Rebecca E. Hirsch—Where Have All the Birds Gone? Nature in Crisis

Birds don’t see glass; some crash into skyscrapers and die. Free-ranging cats find birds easy prey. Pesticides harm insects essential to birds’ diets. In Where Have All the Birds Gone: Nature in Crisis, Rebecca Hirsch describes bird-friendly building and lighting tactics adopted by some cities, wetlands restoration, endangered species laws, and other efforts to save dwindling bird populations.

Children's library

Liz Heinecke—The Kitchen Pantry Scientist: Physics for Kids

Balancing two intertwined forks on a toothpick resting on the edge of a glass helps kids understand Isaac Newton’s concept of gravity. Homemade slime helps illustrate Lise Meitner’s recognition of nuclear fission. In The Kitchen Pantry Scientist: Physics for Kids, Liz Heinecke introduces young readers to 25 physicists & provides photo-illustrated guides to home experiments based on their work.

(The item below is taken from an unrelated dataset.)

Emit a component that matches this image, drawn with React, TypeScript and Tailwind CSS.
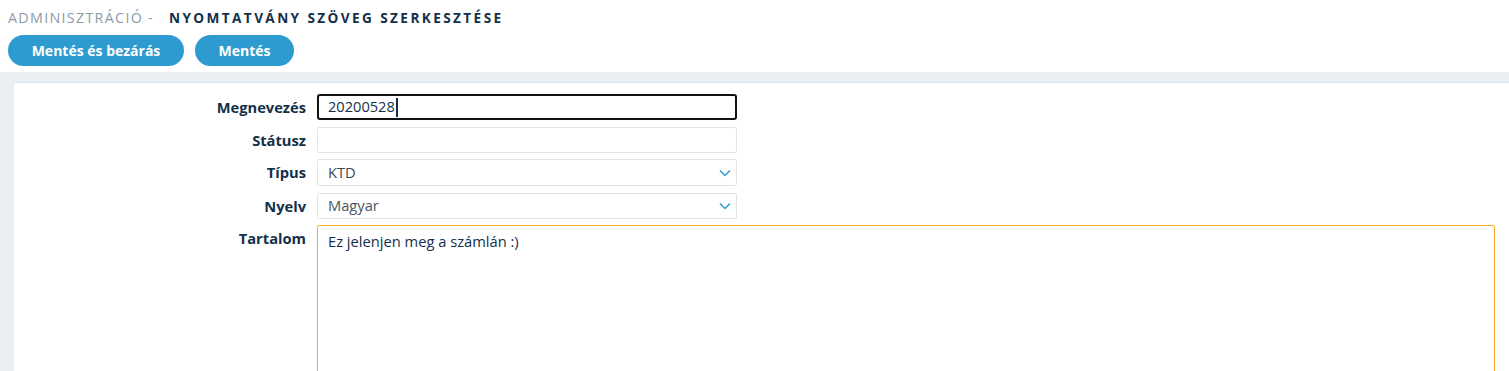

Library stacks with ladder

Sara Hendren—What Can a Body Do? How We Meet the Built World

A prosthesis for a one-armed rock-climber, a ramp enabling wheelchair-dancers to reach a stage, a portable lectern for a short-statured speaker: Sara Hendren and her engineering students designed these assistive tools. Hendren’s book, What Can a Body Do? How We Meet the Built World, tells why homes and public spaces need to be accessible to all. It earned a NASW 2021 Science and Society award.

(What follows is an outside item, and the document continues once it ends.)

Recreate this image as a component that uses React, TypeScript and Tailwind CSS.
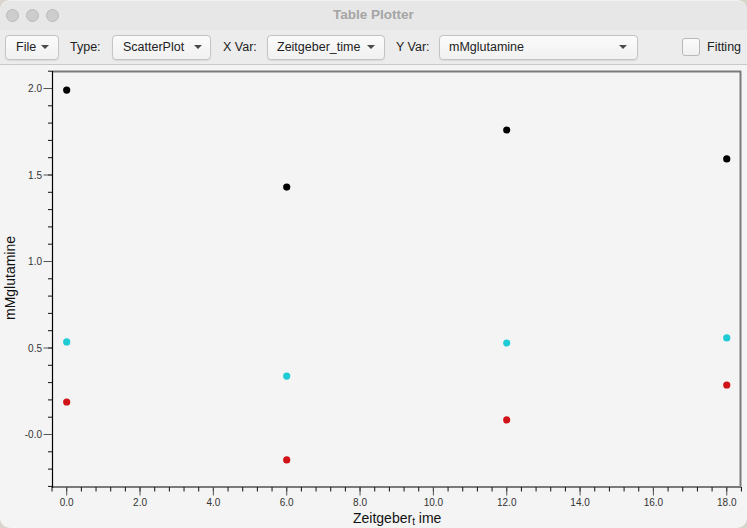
import React from "react";

const font = { fontFamily: '"Liberation Sans", Arial, sans-serif' };

// data scale, taken from the plot frame
const xPx = (v: number) => 66.7 + v * 36.67;
const yPx = (v: number) => 434.5 - v * 173;

const series = [
  { color: "#000000", pts: [[0, 1.991], [6, 1.43], [12, 1.76], [18, 1.593]] },
  { color: "#1fcbd4", pts: [[0, 0.535], [6, 0.338], [12, 0.529], [18, 0.558]] },
  { color: "#d01318", pts: [[0, 0.188], [6, -0.147], [12, 0.084], [18, 0.286]] },
];

const Arrow = () => (
  <svg width="8" height="4" viewBox="0 0 8 4" className="shrink-0">
    <path d="M0 0 L8 0 L4 4 Z" fill="#4a4a4a" />
  </svg>
);

const Combo = ({ label, w, pl, pr }: { label: string; w: string; pl: string; pr: string }) => (
  <div
    className={`flex items-center justify-between h-[25px] rounded-[4px] border border-[#c4c4c4] bg-gradient-to-b from-[#fbfbfb] to-[#f1f1f1] shadow-[0_0.5px_1px_rgba(0,0,0,0.08)] text-[12.5px] text-[#222] ${w} ${pl} ${pr}`}
  >
    <span>{label}</span>
    <Arrow />
  </div>
);

const Plot = () => {
  const yMinor: number[] = [];
  for (let i = -3; i <= 21; i++) yMinor.push(i / 10);
  const xMinor: number[] = [];
  for (let i = -1; i <= 46; i++) xMinor.push(i * 0.4);
  const yMajor = [
    [2, "2.0"],
    [1.5, "1.5"],
    [1, "1.0"],
    [0.5, "0.5"],
    [0, "-0.0"],
  ] as const;
  const xMajor = [0, 2, 4, 6, 8, 10, 12, 14, 16, 18];

  return (
    <svg width="747" height="463" viewBox="0 65 747 463" className="block" style={font}>
      {/* frame */}
      <line x1="52" y1="71.5" x2="741" y2="71.5" stroke="#7a7a7a" strokeWidth="2" />
      <line x1="740.5" y1="71" x2="740.5" y2="488" stroke="#7a7a7a" strokeWidth="2" />
      <line x1="52" y1="487" x2="741" y2="487" stroke="#7a7a7a" strokeWidth="2" />
      <line x1="52.5" y1="71" x2="52.5" y2="488" stroke="#000" strokeWidth="1.2" />

      {/* y ticks */}
      {yMinor.map((v) => (
        <line key={v} x1="48" y1={yPx(v)} x2="52" y2={yPx(v)} stroke="#111" strokeWidth="1" />
      ))}
      {yMajor.map(([v, t]) => (
        <g key={t}>
          <line x1="43.5" y1={yPx(v)} x2="52" y2={yPx(v)} stroke="#555" strokeWidth="1" />
          <text x="42" y={yPx(v) + 3.5} fontSize="10" fill="#333" textAnchor="end">
            {t}
          </text>
        </g>
      ))}

      {/* x ticks */}
      {xMinor.map((v) => (
        <line key={v} x1={xPx(v)} y1="487" x2={xPx(v)} y2="491.5" stroke="#111" strokeWidth="1" />
      ))}
      {xMajor.map((v) => (
        <g key={v}>
          <line x1={xPx(v)} y1="487" x2={xPx(v)} y2="495.5" stroke="#555" strokeWidth="1" />
          <text x={xPx(v)} y="506" fontSize="10" fill="#333" textAnchor="middle">
            {v.toFixed(1)}
          </text>
        </g>
      ))}

      {/* axis labels */}
      <text x="353" y="522.5" fontSize="14" fill="#111">
        Zeitgeber
        <tspan fontSize="10" dy="2.5">t</tspan>
        <tspan dy="-2.5"> ime</tspan>
      </text>
      <text
        x="0"
        y="0"
        fontSize="14"
        fill="#111"
        textAnchor="middle"
        transform="translate(15 278) rotate(-90)"
      >
        mMglutamine
      </text>

      {/* points */}
      {series.map((s) =>
        s.pts.map(([x, y]) => (
          <circle key={`${s.color}-${x}`} cx={xPx(x)} cy={yPx(y)} r="3.6" fill={s.color} />
        ))
      )}
    </svg>
  );
};

export default function App() {
  return (
    <div className="w-[747px] h-[528px] bg-[#d9d6ce] overflow-hidden" style={font}>
      <div className="w-full h-full rounded-[10px] overflow-hidden flex flex-col bg-[#f4f4f4] border-t border-[#f2f2f2]">
        {/* title bar */}
        <div className="h-[29px] bg-[#e7e7e7] flex items-center relative shrink-0">
          <div className="flex gap-[7px] pl-[6px]">
            <div className="w-[13px] h-[13px] rounded-full bg-[#cdcdcd] border border-[#b9b9b9]" />
            <div className="w-[13px] h-[13px] rounded-full bg-[#cdcdcd] border border-[#b9b9b9]" />
            <div className="w-[13px] h-[13px] rounded-full bg-[#cdcdcd] border border-[#b9b9b9]" />
          </div>
          <div className="absolute inset-0 flex items-center justify-center text-[13.5px] font-bold text-[#a5a5a5]">
            Table Plotter
          </div>
        </div>

        {/* toolbar */}
        <div className="h-[35px] bg-[#ececec] border-b border-[#c9c9c9] flex items-center pl-[5px] shrink-0 text-[12.5px] text-[#222]">
          <Combo label="File" w="w-[54px]" pl="pl-[10px]" pr="pr-[9px]" />
          <div className="w-[53px] pl-[11px]">Type:</div>
          <Combo label="ScatterPlot" w="w-[99px]" pl="pl-[10px]" pr="pr-[8px]" />
          <div className="w-[56px] pl-[12px]">X Var:</div>
          <Combo label="Zeitgeber_time" w="w-[118px]" pl="pl-[9px]" pr="pr-[9px]" />
          <div className="w-[54px] pl-[11px]">Y Var:</div>
          <Combo label="mMglutamine" w="w-[199px]" pl="pl-[9px]" pr="pr-[10px]" />
          <div className="ml-[44px] w-[18px] h-[18px] rounded-[3px] border border-[#b8b8b8] bg-gradient-to-b from-[#fbfbfb] to-[#f0f0f0]" />
          <div className="ml-[7px]">Fitting</div>
        </div>

        <Plot />
      </div>
    </div>
  );
}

Wynne Brown—The Forgotten Botanist: Sara Plummer Lemmon's Life of Science and Art

For many Tucson visitors, a trek up the 9,157-foot Mount Lemmon is the trip’s literal high point. In 1881, botanist Sara Plummer Lemmon, for whom the peak is named, became the first white woman known to reach its top. She collected, identified, preserved, and painted 100s of new Southwest plant species, Wynne Brown reports in The Forgotten Botanist: Sara Plummer Lemmon's Life of Science and Art.

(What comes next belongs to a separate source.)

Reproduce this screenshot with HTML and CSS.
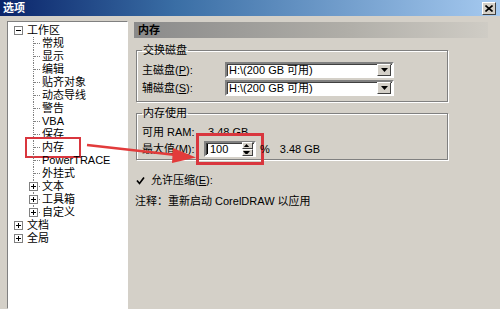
FILE: index.html
```html
<!DOCTYPE html>
<html lang="zh-CN">
<head>
    <meta charset="UTF-8">
    <meta name="viewport" content="width=device-width, initial-scale=1.0">
    <title>选项</title>
    <link rel="stylesheet" href="styles.css">
</head>
<body>
    <div class="window">
        <div class="titlebar">
            <span class="title">选项</span>
            <span class="close">
                <svg width="8" height="7" viewBox="0 0 8 7"><path d="M0.5 0.5L7.5 6.5M7.5 0.5L0.5 6.5" stroke="#000" stroke-width="1.6"/></svg>
            </span>
        </div>

        <div class="main">
            <div class="tree">
                <div class="root">
                    <svg class="box" width="9" height="9"><rect x=".5" y=".5" width="8" height="8" fill="#fff" stroke="#808080"/><path d="M2 4.5h5" stroke="#000"/></svg>
                    工作区
                </div>
                <div class="children">
                    <div class="leaf">常规</div>
                    <div class="leaf">显示</div>
                    <div class="leaf">编辑</div>
                    <div class="leaf">贴齐对象</div>
                    <div class="leaf">动态导线</div>
                    <div class="leaf">警告</div>
                    <div class="leaf">VBA</div>
                    <div class="leaf">保存</div>
                    <div class="leaf"><span class="hl">内存</span></div>
                    <div class="leaf">PowerTRACE</div>
                    <div class="leaf">外挂式</div>
                    <div class="leaf folder">
                        <svg class="box" width="9" height="9"><rect x=".5" y=".5" width="8" height="8" fill="#fff" stroke="#808080"/><path d="M2 4.5h5M4.5 2v5" stroke="#000"/></svg>
                        文本
                    </div>
                    <div class="leaf folder">
                        <svg class="box" width="9" height="9"><rect x=".5" y=".5" width="8" height="8" fill="#fff" stroke="#808080"/><path d="M2 4.5h5M4.5 2v5" stroke="#000"/></svg>
                        工具箱
                    </div>
                    <div class="leaf folder last">
                        <svg class="box" width="9" height="9"><rect x=".5" y=".5" width="8" height="8" fill="#fff" stroke="#808080"/><path d="M2 4.5h5M4.5 2v5" stroke="#000"/></svg>
                        自定义
                    </div>
                </div>
                <div class="root">
                    <svg class="box" width="9" height="9"><rect x=".5" y=".5" width="8" height="8" fill="#fff" stroke="#808080"/><path d="M2 4.5h5M4.5 2v5" stroke="#000"/></svg>
                    文档
                </div>
                <div class="root">
                    <svg class="box" width="9" height="9"><rect x=".5" y=".5" width="8" height="8" fill="#fff" stroke="#808080"/><path d="M2 4.5h5M4.5 2v5" stroke="#000"/></svg>
                    全局
                </div>
            </div>

            <div class="pane">
                <div class="pane-head">内存</div>

                <fieldset class="group swap">
                    <legend>交换磁盘</legend>
                    <div class="row">
                        <span class="label">主磁盘(<u>P</u>):</span>
                        <div class="combo">
                            <span class="combo-text">H:\(200 GB 可用)</span>
                            <span class="drop"><svg width="7" height="4"><path d="M0 0h7L3.5 4z" fill="#000"/></svg></span>
                        </div>
                    </div>
                    <div class="row">
                        <span class="label">辅磁盘(<u>S</u>):</span>
                        <div class="combo">
                            <span class="combo-text">H:\(200 GB 可用)</span>
                            <span class="drop"><svg width="7" height="4"><path d="M0 0h7L3.5 4z" fill="#000"/></svg></span>
                        </div>
                    </div>
                </fieldset>

                <fieldset class="group memory">
                    <legend>内存使用</legend>
                    <div class="row">
                        <span class="label short">可用 RAM:</span>
                        <span class="value">3.48 GB</span>
                    </div>
                    <div class="row">
                        <span class="label short">最大值(<u>M</u>):</span>
                        <div class="spin">
                            <span class="spin-text">100</span>
                            <span class="spin-btns">
                                <svg width="7" height="4"><path d="M3.5 0L7 4H0z" fill="#000"/></svg>
                                <svg width="7" height="4"><path d="M0 0h7L3.5 4z" fill="#000"/></svg>
                            </span>
                        </div>
                        <span class="pct">%</span>
                        <span class="value">3.48 GB</span>
                    </div>
                </fieldset>

                <div class="check-row">
                    <svg class="check" width="9" height="9"><path d="M1 4.5l2.5 3L8 1.5" fill="none" stroke="#000" stroke-width="1.7"/></svg>
                    <span>允许压缩(<u>E</u>):</span>
                </div>

                <div class="note">注释：重新启动 CorelDRAW 以应用</div>
            </div>
        </div>

        <!-- annotation arrow drawn over the dialog -->
        <svg class="arrow" width="500" height="309">
            <path d="M87 145L176 155" stroke="#e23b3b" stroke-width="2.4"/>
            <polygon points="196,157.5 173,148 172,163" fill="#e23b3b"/>
        </svg>
    </div>
</body>
</html>
```

FILE: styles.css
```css
body {
    margin: 0;
    font-family: "Liberation Sans", "Noto Sans CJK SC", sans-serif;
    font-size: 11px;
    line-height: 13px;
    color: #000;
    background-color: #d4d0c8;
}
.window {
    position: relative;
    width: 500px;
    height: 309px;
    overflow: hidden;
    background-color: #d4d0c8;
}
.titlebar {
    height: 16px;
    display: flex;
    align-items: center;
    justify-content: space-between;
    padding: 0 4px 0 3px;
    background: linear-gradient(to right, #0a246a, #3a6ea5 35%, #a6caf0);
}
.title {
    color: white;
    font-weight: bold;
}
.close {
    width: 12px;
    height: 11px;
    display: flex;
    align-items: center;
    justify-content: center;
    background: #d4d0c8;
    border: 1px solid;
    border-color: #fff #404040 #404040 #fff;
}
.main {
    display: flex;
    padding: 5px 0 0 7px;
    height: 288px;
}

/* tree */
.tree {
    width: 119px;
    background: white;
    border: 1px solid;
    border-color: #808080 #fff #fff #808080;
    padding-top: 2px;
}
.root {
    display: flex;
    align-items: center;
    height: 13px;
    padding-left: 6px;
}
.root .box {
    margin-right: 4px;
}
.leaf {
    position: relative;
    height: 13px;
    display: flex;
    align-items: center;
    padding-left: 34px;
}
.leaf::before {
    content: "";
    position: absolute;
    left: 25px;
    top: 0;
    bottom: 0;
    border-left: 1px dotted #808080;
}
.leaf.last::before {
    bottom: 6px;
}
.leaf::after {
    content: "";
    position: absolute;
    left: 26px;
    top: 6px;
    width: 6px;
    border-top: 1px dotted #808080;
}
.leaf.folder {
    padding-left: 21px;
}
.leaf .box {
    position: relative;
    z-index: 1;
    margin-right: 4px;
}
.hl {
    display: inline-block;
    padding: 0 13px;
    margin: 0 -13px;
    outline: 2px solid #d9363e;
    outline-offset: 2px;
}

/* right pane */
.pane {
    flex: 1;
    padding-left: 4px;
}
.pane-head {
    height: 16px;
    margin: 1px 12px 0 2px;
    padding-left: 4px;
    display: flex;
    align-items: center;
    font-weight: bold;
    background: linear-gradient(to right, #8a8a8a, #b0aea8 60%, #cfccc5);
}
.group {
    width: 300px;
    margin: 0 0 0 4px;
    padding: 5px 5px 5px 5px;
    border: 1px solid #808080;
    box-shadow: 1px 1px 0 #fff, inset 1px 1px 0 #fff;
}
.group legend {
    padding: 0 1px;
}
.swap {
    margin-top: 6px;
}
.memory {
    margin-top: 5px;
    padding-top: 6px;
    padding-bottom: 2px;
}
.row {
    display: flex;
    align-items: center;
    min-height: 13px;
}
.swap .row + .row {
    margin-top: 2px;
}
.memory .row + .row {
    margin-top: 2px;
}
.label {
    width: 83px;
    flex-shrink: 0;
}
.label.short {
    width: 62px;
}
.combo {
    width: 165px;
    height: 12px;
    display: flex;
    align-items: center;
    justify-content: space-between;
    background: white;
    border: 2px solid;
    border-color: #808080 #fff #fff #808080;
    box-shadow: inset 1px 1px 0 #404040;
}
.combo-text {
    padding-left: 2px;
}
.drop, .spin-btns svg {
    background: #d4d0c8;
    border: 1px solid;
    border-color: #fff #404040 #404040 #fff;
}
.drop {
    width: 12px;
    height: 10px;
    margin-right: 1px;
    display: flex;
    align-items: center;
    justify-content: center;
}
.value {
    padding-left: 4px;
}
.spin {
    width: 48px;
    height: 12px;
    display: flex;
    align-items: center;
    justify-content: space-between;
    background: white;
    border: 2px solid;
    border-color: #808080 #fff #fff #808080;
    box-shadow: inset 1px 1px 0 #404040;
    outline: 3px solid #d9363e;
    outline-offset: 5px;
}
.spin-text {
    padding-left: 2px;
    border-left: 1px solid #000;
    margin-left: 1px;
    line-height: 10px;
}
.spin-btns {
    display: flex;
    flex-direction: column;
    margin-right: 1px;
}
.spin-btns svg {
    width: 9px;
    height: 3px;
    padding: 1px 0;
}
.pct {
    margin-left: 4px;
    margin-right: 6px;
}
.check-row {
    display: flex;
    align-items: center;
    margin: 14px 0 0 4px;
}
.check {
    margin-right: 6px;
}
.note {
    margin: 8px 0 0 3px;
}
.arrow {
    position: absolute;
    left: 0;
    top: 0;
    pointer-events: none;
}
```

Chris Hoofnagle and Simson Garfinkel—Law and Policy for the Quantum Age

“We are at the cusp of a quantum technology revolution, one where technologists master the special physics of the smallest particles,” Chris Hoofnagle and NASW member Simson Garfinkel write in Law and Policy for the Quantum Age. They explain how quantum technologies work, explore potential benefits and challenges for nations and individuals, and urge making public policy decisions now.

Sarah Scoles—Astronomical Mindfulness: Your Cosmic Guide to Reconnecting with the Sun, Moon, Stars and Planets

“Looking at the night sky brings you into the here and now,” Christopher De Pree and NASW member Sarah Scoles assert. In Astronomical Mindfulness: Your Cosmic Guide to Reconnecting with the Sun, Moon, Stars and Planets, they provide a scientific and cultural history of human assessment and use of the world above us plus guided exercises to boost your perception and well-being. Just look up!

Emily Willingham—The Tailored Brain: From Ketamine, to Keto, to Companionship, A User's Guide to Feeling Better and Thinking Smarter

How can you best improve your cognition, creativity, attention, memory, and mood? Don’t rely on weird diets, drugs, or listening to Mozart, Emily Willingham says. To boost brainpower, interact with others, seek new experiences, and get enough sleep and exercise, she asserts in The Tailored Brain: From Ketamine, to Keto, to Companionship, A User's Guide to Feeling Better and Thinking Smarter.

Matt Bille—Of Books and Beasts: A Cryptozoologist's Library

Cryptozoology has a bad rep. Wikipedia calls it a pseudoscience fixated on Bigfoot and other fantasy creatures. Think instead, Matt Bille says, of Alan Rabinowitz, Robin Baird, and others who use established zoological methods to study “hidden” animals and identify new species. In Of Books and Beasts: A Cryptozoologist's Library, he reviews 400 books exploring scientific research in the field.